The Risk of Miscalculation and Shadow Sanctions
The primary threat to China’s strategy is the "Sovereignty Trap." If the US decides to target the Chinese "teapot" refineries directly—enforcing sanctions on the small banks and shipping firms that facilitate the Iran trade—China faces a choice: retaliate and escalate the trade war, or abandon Iran.
Up to this point, Washington has largely looked the other way to keep global oil prices stable during election cycles and the Ukraine crisis. If this policy shifts, China’s ability to "shape" the war evaporates. Without the oil lifeline, Iran is forced into a corner where its only remaining leverage is its nuclear program—the very outcome Beijing desperately wants to avoid.
The Strategic Path Forward
China will not intervene militarily, nor will it join a Western-led sanctions regime. Its role is that of a "Strategic Siphon," slowly draining the intensity of the conflict by absorbing Iranian energy and providing a diplomatic outlet that prevents Tehran from feeling totally isolated.

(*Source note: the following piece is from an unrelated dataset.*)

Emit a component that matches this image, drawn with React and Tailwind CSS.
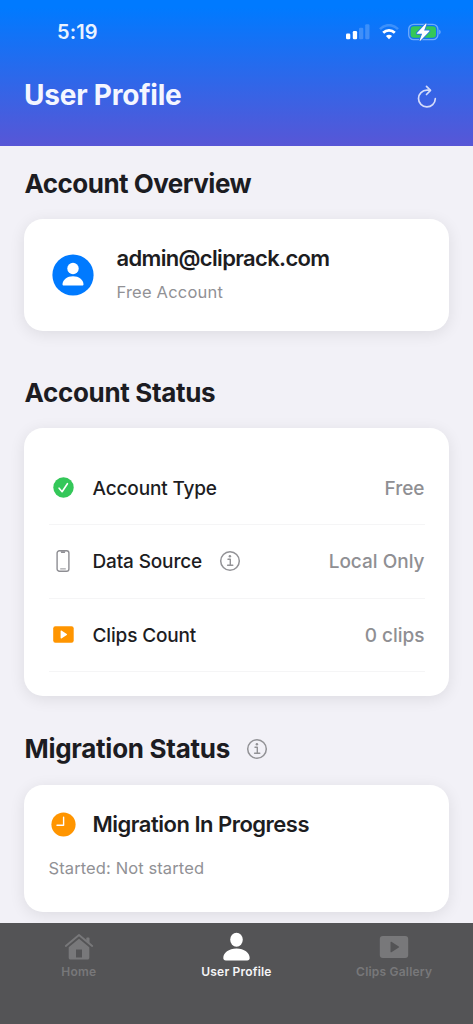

The move for Tehran is to leverage China’s fear of a Middle Eastern collapse to extract better terms on the 25-year deal. The move for Washington is to recognize that China is the only entity with the economic gravity to pull Iran back from the brink, necessitating a transactional "truce" on Iranian sanctions in exchange for Chinese cooperation on regional stability. The conflict will remain in a state of high-tension stasis, calibrated by Beijing’s appetite for discounted oil and its aversion to a global maritime crisis.